A critical component of the performance and behavior of a distributed algorithm is the time: speed of the processes, the performance of the communication channel, and the clock drift (the time difference between the different machines) rates between machines.
There are two types of distributed systems based on time:
- Asynchronous: there are no bounds for the time components. This is the most realistic model, but it’s hard to design algorithms for it.
- Synchronous: each component has a known bound for the time. This is an idealized model that is easier to design algorithms for.
Pepperland Example
There are two generals on top of two hills. They need to sync who will lead an assault and when to start it. They can communicate on a reliable channel.
To choose the leader they could both choose a random number, the bigger on win.
In a async system is impossible to choose a time to charge as there is no bound on the time. One general could send a message to the other, but there is no guarantee that the message will arrive in a specific time. The other general could wait for the message, but there is no guarantee that it will arrive. The only solution is to charge immediately, but this could lead to a failure if the other general doesn’t charge at the same time.
Failures
In a distributed system, the key advantage is that failures are partial (one component fails, not the whole system), and the goal is to mask these failures from the client, achieving fault tolerance.

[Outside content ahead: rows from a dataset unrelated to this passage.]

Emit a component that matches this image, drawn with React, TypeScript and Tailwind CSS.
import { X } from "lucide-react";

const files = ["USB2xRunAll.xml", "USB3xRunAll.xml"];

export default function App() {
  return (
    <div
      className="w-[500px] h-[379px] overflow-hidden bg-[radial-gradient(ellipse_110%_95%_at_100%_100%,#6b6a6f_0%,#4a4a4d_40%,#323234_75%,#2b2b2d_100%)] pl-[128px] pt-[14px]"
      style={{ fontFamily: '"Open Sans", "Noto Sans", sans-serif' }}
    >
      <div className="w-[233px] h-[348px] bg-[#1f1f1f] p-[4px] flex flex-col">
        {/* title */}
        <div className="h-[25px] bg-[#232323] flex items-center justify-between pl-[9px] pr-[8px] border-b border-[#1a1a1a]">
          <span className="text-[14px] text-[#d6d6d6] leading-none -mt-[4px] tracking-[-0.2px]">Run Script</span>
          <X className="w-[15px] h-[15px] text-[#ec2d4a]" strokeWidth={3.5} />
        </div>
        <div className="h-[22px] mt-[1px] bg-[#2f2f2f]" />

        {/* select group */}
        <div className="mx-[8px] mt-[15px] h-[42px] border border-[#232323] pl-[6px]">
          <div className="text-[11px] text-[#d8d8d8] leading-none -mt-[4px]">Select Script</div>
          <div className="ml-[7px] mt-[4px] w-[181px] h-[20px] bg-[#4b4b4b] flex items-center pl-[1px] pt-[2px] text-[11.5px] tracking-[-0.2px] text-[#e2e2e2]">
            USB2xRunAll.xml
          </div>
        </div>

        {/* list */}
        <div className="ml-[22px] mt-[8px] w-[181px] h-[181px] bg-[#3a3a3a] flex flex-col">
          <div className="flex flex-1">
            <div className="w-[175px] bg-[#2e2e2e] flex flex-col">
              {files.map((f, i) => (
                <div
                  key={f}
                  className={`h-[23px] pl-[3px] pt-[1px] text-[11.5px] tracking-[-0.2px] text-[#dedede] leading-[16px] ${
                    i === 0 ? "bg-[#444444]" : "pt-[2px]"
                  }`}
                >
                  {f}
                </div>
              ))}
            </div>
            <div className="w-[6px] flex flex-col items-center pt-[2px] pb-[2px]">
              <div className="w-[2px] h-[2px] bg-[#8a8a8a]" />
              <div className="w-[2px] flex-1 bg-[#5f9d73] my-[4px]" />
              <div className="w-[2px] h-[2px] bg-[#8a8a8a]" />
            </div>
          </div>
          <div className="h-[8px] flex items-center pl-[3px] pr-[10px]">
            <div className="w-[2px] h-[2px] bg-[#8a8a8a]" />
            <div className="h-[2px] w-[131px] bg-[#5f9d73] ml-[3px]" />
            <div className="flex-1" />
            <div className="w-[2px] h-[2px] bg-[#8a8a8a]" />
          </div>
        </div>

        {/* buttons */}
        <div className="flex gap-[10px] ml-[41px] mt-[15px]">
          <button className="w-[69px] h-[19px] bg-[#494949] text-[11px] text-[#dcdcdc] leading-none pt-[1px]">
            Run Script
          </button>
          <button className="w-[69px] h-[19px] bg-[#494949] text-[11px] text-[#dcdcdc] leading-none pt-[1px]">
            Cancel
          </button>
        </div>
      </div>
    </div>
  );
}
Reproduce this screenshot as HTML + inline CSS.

There are different types of failures:
- Omission Failure: A component simply fails to
perform an action it was supposed to:
- Process: A process crash or halt and doesn’t execute any operation and become silent;
- channel: A message is lost and never received (or never sent).
- Byzantine Failures (Arbitrary failure): These are
hard to detect, if there is an error it might be detected with an
omission
- Process: The process executes an incorrect or unintended program. (e.g. memory failure that change the stack pointer, or compromised by a virus).
- channel: Messages are corrupted, duplicated, fabricated.
- Timing Failure: Are only relevant in synchronous systems and happens when the time bound are violated.
Failure Detection
To detect a failure, a process can send a heartbeat message to another process. If the message is not received within a certain time, the process is considered failed.
In an asynchronous system, it’s impossible to distinguish between a slow process and a failed process. To mitigate this, a timeout can be used, but it can lead to false positives.
The same happens for unreliable channels, where a message can be lost or delayed, making hard to distinguish between a failed process and a lost message.